Task statement ->
How many lines in the records below contain the word "index"? Give only the number.

Records to process ->
==*==

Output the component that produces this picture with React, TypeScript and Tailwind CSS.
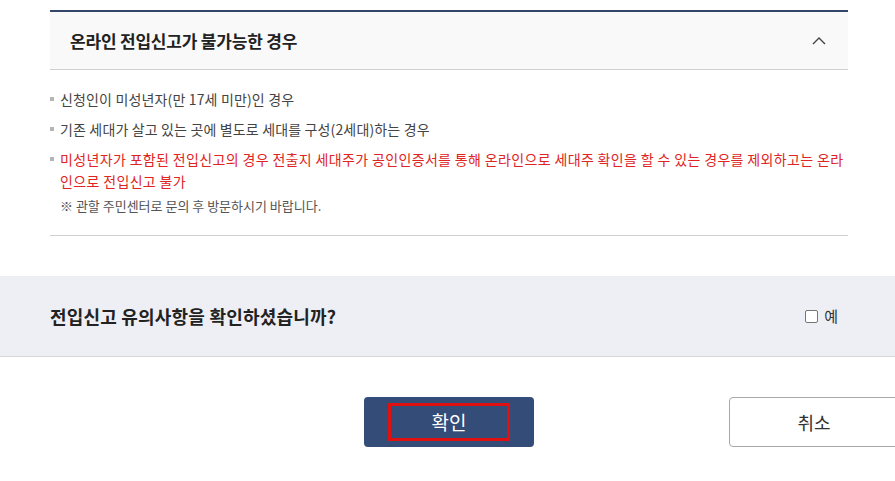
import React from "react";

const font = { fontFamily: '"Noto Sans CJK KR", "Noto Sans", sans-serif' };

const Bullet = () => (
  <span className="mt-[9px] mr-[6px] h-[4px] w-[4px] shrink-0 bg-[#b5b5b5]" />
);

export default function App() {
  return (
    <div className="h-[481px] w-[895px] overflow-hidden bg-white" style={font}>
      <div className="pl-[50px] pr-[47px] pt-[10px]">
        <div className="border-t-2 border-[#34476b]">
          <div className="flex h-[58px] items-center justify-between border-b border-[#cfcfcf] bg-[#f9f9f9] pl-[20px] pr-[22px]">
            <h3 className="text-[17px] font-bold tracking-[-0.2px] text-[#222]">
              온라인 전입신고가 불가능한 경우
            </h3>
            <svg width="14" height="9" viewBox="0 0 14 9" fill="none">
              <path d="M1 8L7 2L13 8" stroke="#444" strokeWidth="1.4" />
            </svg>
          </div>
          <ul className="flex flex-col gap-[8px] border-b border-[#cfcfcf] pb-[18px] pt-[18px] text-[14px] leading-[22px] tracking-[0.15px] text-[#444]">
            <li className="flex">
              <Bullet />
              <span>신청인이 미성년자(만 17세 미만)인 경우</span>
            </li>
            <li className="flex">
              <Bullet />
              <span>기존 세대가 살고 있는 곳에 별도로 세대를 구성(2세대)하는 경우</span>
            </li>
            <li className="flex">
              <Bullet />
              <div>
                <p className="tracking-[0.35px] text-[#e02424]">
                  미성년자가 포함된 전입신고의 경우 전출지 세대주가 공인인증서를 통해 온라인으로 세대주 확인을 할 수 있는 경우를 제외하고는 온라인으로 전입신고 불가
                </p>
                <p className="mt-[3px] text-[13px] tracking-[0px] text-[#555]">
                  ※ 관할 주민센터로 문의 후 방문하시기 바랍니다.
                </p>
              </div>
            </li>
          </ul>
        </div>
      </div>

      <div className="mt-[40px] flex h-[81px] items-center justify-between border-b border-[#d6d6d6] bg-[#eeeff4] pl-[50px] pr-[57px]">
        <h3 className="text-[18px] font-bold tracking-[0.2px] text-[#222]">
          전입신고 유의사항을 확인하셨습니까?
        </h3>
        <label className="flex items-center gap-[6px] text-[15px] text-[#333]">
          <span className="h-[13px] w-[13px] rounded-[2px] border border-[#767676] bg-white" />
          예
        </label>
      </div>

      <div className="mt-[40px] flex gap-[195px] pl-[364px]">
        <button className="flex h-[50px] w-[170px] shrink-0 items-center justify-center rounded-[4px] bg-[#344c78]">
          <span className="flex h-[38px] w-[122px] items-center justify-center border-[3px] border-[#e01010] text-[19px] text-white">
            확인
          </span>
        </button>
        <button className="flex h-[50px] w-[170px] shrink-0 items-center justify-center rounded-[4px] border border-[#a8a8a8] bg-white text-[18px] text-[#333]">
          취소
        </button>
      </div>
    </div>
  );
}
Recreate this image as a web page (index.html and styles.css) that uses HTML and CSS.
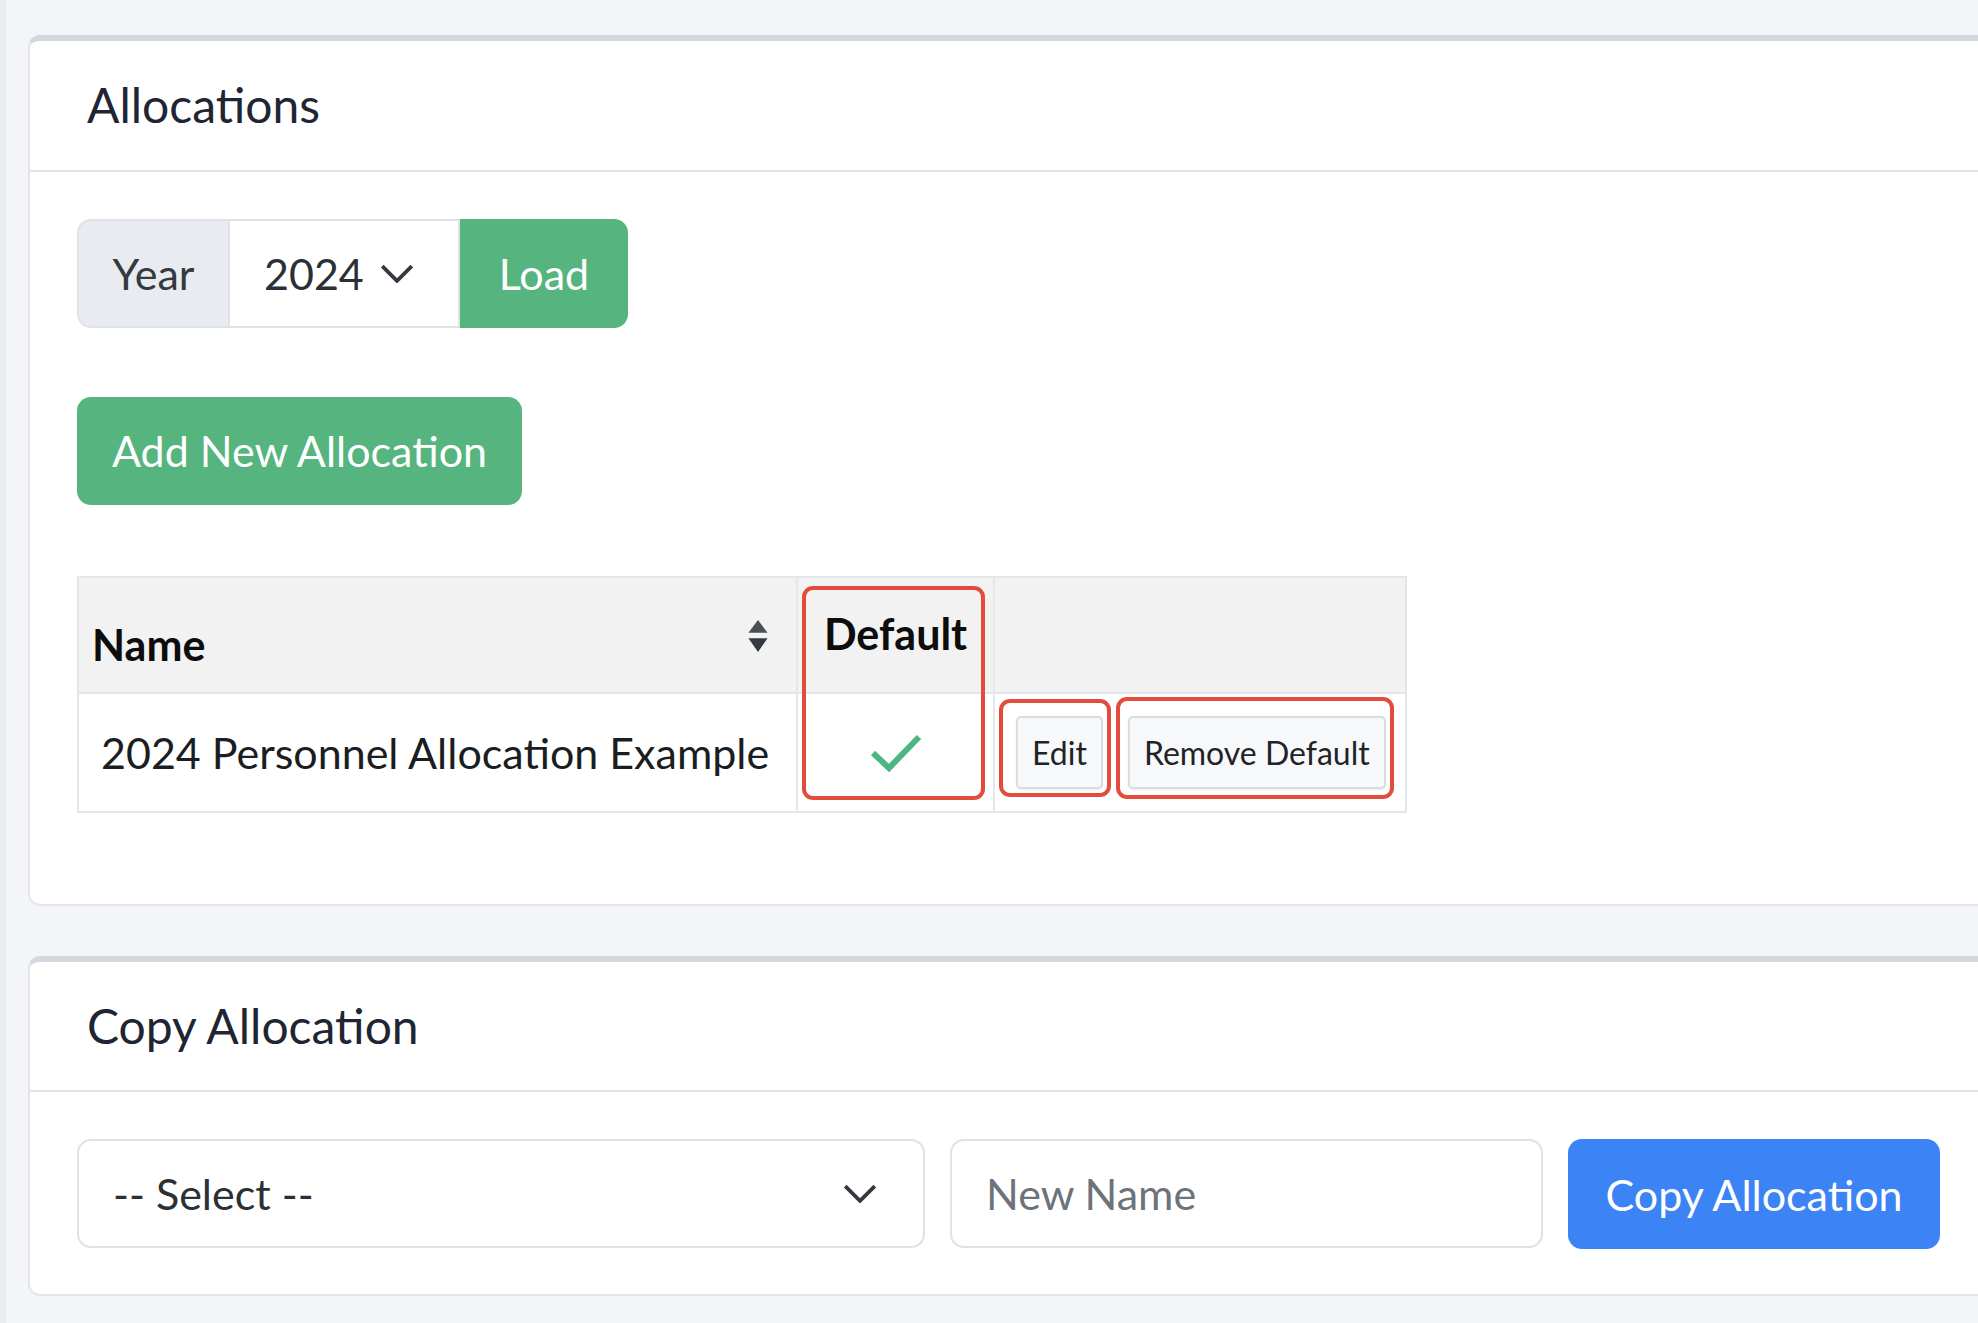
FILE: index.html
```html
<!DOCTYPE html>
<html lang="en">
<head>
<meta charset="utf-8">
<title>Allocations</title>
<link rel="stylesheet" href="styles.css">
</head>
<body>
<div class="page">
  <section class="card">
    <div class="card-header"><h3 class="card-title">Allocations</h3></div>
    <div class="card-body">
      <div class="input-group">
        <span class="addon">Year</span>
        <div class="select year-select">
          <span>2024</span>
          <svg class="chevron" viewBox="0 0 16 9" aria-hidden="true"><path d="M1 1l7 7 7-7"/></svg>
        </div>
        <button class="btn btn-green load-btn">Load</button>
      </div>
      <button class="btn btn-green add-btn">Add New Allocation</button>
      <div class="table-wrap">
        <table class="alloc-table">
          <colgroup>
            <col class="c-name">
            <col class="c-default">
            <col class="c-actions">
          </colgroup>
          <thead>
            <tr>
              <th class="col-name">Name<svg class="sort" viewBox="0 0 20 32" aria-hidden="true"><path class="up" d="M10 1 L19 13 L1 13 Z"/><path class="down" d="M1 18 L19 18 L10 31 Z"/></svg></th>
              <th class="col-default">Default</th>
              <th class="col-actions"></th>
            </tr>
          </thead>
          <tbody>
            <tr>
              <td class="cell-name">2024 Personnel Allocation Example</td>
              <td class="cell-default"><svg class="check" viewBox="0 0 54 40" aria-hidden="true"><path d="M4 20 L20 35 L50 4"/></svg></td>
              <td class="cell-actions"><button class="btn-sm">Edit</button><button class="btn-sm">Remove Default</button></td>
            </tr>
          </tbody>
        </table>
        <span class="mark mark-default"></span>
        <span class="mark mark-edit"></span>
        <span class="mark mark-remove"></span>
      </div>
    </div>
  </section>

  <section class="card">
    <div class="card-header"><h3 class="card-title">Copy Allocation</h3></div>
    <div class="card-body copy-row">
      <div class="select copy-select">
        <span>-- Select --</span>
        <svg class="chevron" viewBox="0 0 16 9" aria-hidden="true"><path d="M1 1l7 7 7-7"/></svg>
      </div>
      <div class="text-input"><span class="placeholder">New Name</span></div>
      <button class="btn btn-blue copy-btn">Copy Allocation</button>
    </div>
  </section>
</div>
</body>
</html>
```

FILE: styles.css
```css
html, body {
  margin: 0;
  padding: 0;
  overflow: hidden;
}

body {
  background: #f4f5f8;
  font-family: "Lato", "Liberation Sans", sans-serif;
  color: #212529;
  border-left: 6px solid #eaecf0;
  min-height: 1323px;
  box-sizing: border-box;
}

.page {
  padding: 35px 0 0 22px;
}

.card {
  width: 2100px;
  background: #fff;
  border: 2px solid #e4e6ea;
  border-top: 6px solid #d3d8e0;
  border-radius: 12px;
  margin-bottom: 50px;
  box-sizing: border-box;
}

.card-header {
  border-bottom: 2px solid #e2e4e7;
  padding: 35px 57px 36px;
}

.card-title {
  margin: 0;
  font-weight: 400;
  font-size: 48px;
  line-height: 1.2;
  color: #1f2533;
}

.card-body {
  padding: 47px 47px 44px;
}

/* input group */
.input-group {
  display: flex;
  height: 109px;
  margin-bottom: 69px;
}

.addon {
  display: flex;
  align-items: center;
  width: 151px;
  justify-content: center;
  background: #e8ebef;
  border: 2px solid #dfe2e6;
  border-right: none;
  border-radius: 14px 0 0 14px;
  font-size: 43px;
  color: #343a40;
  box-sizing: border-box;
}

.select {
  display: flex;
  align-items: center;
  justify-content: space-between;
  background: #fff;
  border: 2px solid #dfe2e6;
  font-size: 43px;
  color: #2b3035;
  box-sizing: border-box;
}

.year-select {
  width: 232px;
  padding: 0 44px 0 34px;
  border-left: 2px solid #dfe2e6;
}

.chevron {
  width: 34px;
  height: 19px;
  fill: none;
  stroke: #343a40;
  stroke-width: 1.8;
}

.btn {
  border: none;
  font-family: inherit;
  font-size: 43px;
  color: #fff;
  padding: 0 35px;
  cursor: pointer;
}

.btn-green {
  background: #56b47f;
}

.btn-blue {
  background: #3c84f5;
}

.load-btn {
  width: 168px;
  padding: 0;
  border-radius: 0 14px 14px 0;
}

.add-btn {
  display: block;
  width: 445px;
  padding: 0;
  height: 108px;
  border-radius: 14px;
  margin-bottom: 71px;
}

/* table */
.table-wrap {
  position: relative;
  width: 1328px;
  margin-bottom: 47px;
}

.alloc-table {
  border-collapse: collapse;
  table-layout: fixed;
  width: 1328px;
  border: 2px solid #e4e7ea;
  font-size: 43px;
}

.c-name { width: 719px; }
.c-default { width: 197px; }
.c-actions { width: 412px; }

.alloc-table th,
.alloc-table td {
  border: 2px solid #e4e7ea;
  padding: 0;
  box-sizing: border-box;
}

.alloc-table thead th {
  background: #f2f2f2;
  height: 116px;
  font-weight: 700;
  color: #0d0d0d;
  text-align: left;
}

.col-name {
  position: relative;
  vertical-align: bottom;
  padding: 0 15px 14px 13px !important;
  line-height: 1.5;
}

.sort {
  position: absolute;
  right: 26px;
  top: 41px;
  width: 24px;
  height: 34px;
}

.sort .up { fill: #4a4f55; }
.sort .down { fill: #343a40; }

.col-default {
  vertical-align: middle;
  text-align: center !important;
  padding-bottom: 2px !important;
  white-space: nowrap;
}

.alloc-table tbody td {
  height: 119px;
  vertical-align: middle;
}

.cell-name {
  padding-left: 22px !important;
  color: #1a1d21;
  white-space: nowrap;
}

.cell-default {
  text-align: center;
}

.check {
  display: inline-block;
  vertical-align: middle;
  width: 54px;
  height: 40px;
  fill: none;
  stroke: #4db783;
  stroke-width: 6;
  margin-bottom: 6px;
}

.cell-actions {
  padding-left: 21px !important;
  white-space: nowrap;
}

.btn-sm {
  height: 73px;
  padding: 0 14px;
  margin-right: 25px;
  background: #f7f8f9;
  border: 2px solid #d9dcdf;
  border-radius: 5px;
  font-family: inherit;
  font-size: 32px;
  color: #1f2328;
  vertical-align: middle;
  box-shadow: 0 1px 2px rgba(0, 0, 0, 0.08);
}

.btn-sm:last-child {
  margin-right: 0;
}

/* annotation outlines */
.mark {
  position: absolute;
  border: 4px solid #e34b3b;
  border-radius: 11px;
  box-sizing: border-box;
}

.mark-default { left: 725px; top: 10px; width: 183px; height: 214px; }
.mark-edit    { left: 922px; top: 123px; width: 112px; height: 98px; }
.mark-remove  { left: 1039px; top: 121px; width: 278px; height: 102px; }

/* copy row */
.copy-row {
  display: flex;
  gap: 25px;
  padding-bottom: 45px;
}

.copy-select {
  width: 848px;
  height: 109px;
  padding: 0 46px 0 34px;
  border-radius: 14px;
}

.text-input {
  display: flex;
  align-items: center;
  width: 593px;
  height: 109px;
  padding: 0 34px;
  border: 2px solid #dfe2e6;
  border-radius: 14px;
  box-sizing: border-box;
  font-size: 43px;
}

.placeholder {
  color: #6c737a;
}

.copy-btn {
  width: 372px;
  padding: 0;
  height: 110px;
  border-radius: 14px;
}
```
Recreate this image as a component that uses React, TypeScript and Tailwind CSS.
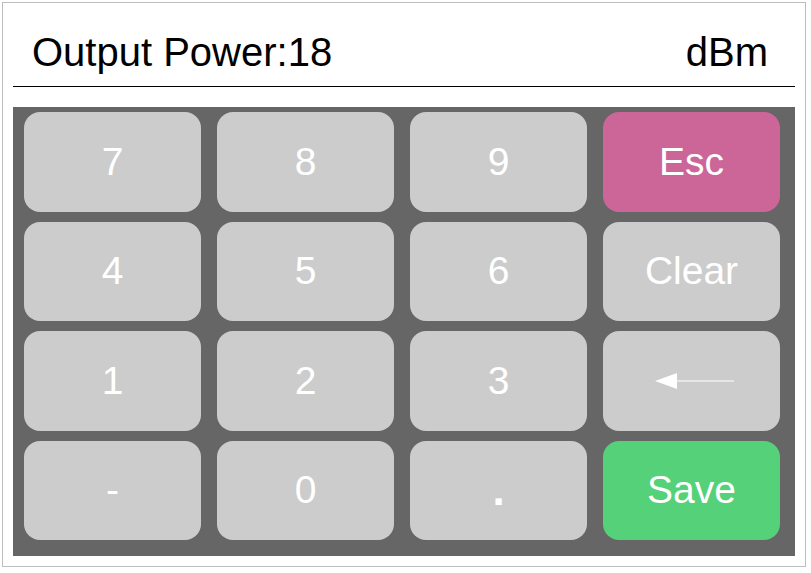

==*==

In response ->
2